I made this choice for newtype structs + variants and tuples + tuple structs + variants deliberately, but am up for discussion to change it.

I think it would be beneficial to have both and let the developer choose which one to use.

sunny-g · September 4, 2019, 3:03am

@edescourtis

Shouldn’t be too hard to add an attribute to allow people to define how to serialize something back and forth, either custom serialization or some pre-built ones, such as for struct representations or so?

Rust struct Rgb { r: u8, g: u8, b: u8 } Elixir %Rgb{ r: u8, g: u8, b: u8 }
Rust struct Rgb { r: u8, g: u8, b: u8 } JSON {"r": u8, "g": u8, "b": u8}
Rust struct Millimeters(u8) Elixir {:Millimeters, u8}
Rust struct Millimeters(u8) JSON u8

I think it would be beneficial to have both and let the developer choose which one to use.

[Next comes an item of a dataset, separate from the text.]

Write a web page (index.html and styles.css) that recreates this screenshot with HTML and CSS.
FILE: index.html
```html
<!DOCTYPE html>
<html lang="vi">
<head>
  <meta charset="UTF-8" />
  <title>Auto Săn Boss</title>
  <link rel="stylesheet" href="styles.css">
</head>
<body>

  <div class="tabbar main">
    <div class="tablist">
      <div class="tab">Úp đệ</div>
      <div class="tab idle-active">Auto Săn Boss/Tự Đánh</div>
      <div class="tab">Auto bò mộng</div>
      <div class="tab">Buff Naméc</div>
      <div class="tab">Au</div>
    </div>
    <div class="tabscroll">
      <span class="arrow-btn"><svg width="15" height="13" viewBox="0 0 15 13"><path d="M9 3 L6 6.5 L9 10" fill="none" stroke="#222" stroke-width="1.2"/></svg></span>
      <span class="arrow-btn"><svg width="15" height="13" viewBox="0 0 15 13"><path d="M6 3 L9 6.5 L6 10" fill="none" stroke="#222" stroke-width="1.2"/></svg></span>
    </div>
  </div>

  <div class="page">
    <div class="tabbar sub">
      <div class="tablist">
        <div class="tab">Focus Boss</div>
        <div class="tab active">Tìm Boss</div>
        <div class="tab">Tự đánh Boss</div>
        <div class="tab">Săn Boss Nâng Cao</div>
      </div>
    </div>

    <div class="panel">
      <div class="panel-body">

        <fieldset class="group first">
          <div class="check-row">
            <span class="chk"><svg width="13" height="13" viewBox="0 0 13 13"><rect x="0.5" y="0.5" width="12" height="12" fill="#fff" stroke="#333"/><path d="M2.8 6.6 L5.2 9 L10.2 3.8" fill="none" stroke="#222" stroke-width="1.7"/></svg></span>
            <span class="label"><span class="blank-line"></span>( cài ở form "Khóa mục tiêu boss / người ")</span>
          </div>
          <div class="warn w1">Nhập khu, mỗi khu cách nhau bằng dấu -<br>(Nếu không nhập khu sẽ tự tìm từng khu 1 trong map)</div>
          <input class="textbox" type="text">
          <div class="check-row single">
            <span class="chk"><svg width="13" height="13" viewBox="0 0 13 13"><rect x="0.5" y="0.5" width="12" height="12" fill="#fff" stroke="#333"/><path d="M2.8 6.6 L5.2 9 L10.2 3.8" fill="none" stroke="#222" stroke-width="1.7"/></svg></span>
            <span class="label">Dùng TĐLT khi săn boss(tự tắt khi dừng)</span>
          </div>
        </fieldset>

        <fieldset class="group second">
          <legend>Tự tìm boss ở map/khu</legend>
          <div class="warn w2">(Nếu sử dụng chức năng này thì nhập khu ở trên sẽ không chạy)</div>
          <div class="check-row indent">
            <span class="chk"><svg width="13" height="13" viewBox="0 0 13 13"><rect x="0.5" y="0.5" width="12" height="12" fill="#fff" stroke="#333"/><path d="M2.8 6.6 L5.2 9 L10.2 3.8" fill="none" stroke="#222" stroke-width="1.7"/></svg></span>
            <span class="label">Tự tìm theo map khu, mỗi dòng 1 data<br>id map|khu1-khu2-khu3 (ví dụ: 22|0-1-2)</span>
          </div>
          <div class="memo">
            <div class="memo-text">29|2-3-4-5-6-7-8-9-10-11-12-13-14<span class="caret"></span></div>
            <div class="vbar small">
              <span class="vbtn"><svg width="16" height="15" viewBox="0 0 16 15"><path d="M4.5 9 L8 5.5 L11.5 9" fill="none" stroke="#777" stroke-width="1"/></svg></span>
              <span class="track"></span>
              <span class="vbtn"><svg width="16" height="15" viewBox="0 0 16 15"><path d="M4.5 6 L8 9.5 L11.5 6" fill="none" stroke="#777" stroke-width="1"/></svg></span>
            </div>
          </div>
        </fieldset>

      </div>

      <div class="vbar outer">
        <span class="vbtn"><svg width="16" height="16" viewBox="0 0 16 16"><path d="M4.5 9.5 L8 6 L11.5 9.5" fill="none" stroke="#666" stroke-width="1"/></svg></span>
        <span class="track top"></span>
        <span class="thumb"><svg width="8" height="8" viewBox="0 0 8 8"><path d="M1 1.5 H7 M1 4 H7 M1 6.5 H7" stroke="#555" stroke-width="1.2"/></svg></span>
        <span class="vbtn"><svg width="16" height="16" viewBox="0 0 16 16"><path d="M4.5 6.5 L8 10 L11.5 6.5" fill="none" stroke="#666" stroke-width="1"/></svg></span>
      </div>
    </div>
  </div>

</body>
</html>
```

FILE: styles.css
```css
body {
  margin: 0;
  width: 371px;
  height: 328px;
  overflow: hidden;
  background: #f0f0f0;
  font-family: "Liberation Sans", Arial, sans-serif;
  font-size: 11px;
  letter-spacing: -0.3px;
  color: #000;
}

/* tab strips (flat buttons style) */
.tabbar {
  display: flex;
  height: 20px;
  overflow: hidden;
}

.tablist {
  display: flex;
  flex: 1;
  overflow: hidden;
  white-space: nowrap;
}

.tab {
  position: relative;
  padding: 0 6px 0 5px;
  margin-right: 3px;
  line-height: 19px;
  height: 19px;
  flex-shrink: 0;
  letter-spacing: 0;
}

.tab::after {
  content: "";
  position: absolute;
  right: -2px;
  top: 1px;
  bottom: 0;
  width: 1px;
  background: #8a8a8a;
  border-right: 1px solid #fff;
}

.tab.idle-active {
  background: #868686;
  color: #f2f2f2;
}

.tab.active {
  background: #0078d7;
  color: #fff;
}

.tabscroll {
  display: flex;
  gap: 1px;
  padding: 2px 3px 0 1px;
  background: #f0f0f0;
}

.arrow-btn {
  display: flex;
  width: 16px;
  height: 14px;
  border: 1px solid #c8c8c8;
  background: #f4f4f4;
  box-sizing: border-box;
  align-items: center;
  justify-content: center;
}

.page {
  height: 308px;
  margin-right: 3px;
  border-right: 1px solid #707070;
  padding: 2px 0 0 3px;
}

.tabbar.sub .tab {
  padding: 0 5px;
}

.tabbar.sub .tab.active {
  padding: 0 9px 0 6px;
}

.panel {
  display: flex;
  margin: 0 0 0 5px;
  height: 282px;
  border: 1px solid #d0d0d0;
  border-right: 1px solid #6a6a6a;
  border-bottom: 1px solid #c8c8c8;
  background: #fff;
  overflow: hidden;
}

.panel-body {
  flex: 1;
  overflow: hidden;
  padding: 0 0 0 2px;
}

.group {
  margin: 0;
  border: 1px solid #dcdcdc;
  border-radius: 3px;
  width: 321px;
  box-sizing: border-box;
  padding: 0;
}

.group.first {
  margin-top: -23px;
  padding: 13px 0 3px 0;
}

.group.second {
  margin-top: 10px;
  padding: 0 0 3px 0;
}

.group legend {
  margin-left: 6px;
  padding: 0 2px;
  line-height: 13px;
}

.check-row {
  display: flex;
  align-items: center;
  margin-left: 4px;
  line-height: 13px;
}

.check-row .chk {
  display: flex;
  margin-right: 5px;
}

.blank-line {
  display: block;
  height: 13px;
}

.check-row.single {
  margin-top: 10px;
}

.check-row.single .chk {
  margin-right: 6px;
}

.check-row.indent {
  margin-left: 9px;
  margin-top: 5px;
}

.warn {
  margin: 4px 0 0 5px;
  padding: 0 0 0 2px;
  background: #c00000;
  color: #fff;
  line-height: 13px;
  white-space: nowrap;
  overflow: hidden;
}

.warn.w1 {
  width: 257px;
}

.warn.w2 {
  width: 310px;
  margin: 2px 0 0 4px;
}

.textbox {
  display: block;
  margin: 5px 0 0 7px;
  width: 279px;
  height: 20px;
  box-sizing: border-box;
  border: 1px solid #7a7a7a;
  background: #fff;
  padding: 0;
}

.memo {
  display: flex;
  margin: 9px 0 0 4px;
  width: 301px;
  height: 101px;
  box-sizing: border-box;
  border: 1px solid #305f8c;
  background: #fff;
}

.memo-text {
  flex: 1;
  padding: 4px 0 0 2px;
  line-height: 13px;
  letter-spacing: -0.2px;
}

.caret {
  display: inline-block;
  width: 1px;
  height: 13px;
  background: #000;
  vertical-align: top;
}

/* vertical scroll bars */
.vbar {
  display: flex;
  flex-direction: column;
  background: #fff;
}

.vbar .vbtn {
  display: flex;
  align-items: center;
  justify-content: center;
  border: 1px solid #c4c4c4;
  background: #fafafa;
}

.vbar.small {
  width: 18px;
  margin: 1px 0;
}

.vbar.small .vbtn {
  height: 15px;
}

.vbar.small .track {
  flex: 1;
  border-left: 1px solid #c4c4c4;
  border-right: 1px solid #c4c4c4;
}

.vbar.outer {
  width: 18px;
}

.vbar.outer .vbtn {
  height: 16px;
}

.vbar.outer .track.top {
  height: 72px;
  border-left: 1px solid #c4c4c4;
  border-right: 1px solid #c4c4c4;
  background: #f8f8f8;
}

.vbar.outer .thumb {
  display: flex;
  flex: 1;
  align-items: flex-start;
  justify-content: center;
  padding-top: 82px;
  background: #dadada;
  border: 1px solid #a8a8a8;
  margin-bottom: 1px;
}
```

I believe there is already an opt-in fix, one I mentioned earlier - attaching serde attributes to your types to dictate how they should be serialized or deserialized (or, barring that, implementing Serialize and Deserialize manually for those types).

So the newtype and braced single-field structs should be tagged as such:

#[derive(Serialize)]
#[serde(transparent)]
struct Millimeters(u8);

and any enums should look like:

#[derive(Serialize)]
#[serde(untagged)]
enum Coordinates {
  TwoD(u8, u8),
  ThreeD(u8, u8, u8),
}

Let me know if that covers most of the problems. If not, I’ll look into adding a macro or two.

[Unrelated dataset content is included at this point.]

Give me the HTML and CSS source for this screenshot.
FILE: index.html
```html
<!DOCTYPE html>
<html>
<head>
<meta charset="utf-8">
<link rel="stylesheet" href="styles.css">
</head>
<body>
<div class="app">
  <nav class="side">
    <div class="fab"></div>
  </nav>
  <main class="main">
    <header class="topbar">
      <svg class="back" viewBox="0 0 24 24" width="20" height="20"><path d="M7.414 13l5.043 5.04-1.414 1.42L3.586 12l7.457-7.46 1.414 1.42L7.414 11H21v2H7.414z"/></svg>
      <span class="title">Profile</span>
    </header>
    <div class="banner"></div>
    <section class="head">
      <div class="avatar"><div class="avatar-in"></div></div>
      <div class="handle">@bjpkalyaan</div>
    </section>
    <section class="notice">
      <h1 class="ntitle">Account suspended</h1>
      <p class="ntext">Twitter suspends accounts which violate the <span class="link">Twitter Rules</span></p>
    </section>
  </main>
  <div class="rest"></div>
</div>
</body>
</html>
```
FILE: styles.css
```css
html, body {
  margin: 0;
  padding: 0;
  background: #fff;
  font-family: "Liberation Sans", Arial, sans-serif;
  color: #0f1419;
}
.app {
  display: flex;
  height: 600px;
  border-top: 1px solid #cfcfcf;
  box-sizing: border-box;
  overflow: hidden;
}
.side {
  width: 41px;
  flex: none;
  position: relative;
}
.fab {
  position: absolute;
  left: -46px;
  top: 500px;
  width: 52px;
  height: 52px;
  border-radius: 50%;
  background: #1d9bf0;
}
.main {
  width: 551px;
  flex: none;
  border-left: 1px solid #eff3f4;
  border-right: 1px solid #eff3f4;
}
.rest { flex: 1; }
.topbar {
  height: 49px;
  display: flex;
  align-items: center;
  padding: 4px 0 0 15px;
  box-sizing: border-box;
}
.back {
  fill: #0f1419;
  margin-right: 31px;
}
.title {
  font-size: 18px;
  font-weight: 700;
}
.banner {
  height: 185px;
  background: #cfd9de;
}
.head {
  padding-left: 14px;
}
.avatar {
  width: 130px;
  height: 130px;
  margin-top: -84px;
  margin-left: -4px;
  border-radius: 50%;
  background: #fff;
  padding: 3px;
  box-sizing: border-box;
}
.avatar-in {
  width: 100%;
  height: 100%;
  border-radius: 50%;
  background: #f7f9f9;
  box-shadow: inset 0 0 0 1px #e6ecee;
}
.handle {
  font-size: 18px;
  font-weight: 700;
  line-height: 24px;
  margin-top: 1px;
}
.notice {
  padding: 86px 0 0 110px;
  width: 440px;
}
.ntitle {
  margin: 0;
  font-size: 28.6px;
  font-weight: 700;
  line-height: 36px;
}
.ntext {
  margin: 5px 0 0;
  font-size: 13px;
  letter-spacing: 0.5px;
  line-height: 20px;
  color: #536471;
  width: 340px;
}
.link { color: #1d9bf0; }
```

edescourtis · September 18, 2019, 5:00pm

Yes, I could do that if it was my code. Unfortunately, most of the time it is to integrate some code I didn’t write with some Elixir project I am working on by creating a nif library (which includes the foreign code as a submodule). The main issue I have with manually implementing Serialize and Deserialize is that these types change and cause my library to break often. This is not good for maintenance and produces a fragile environment where versions have to be matched closely and changes need to be made constantly. I would like to avoid that if possible. If someone else who owns the foreign codebase is maintaining some existing json serialization it would be nice to piggyback on top of that.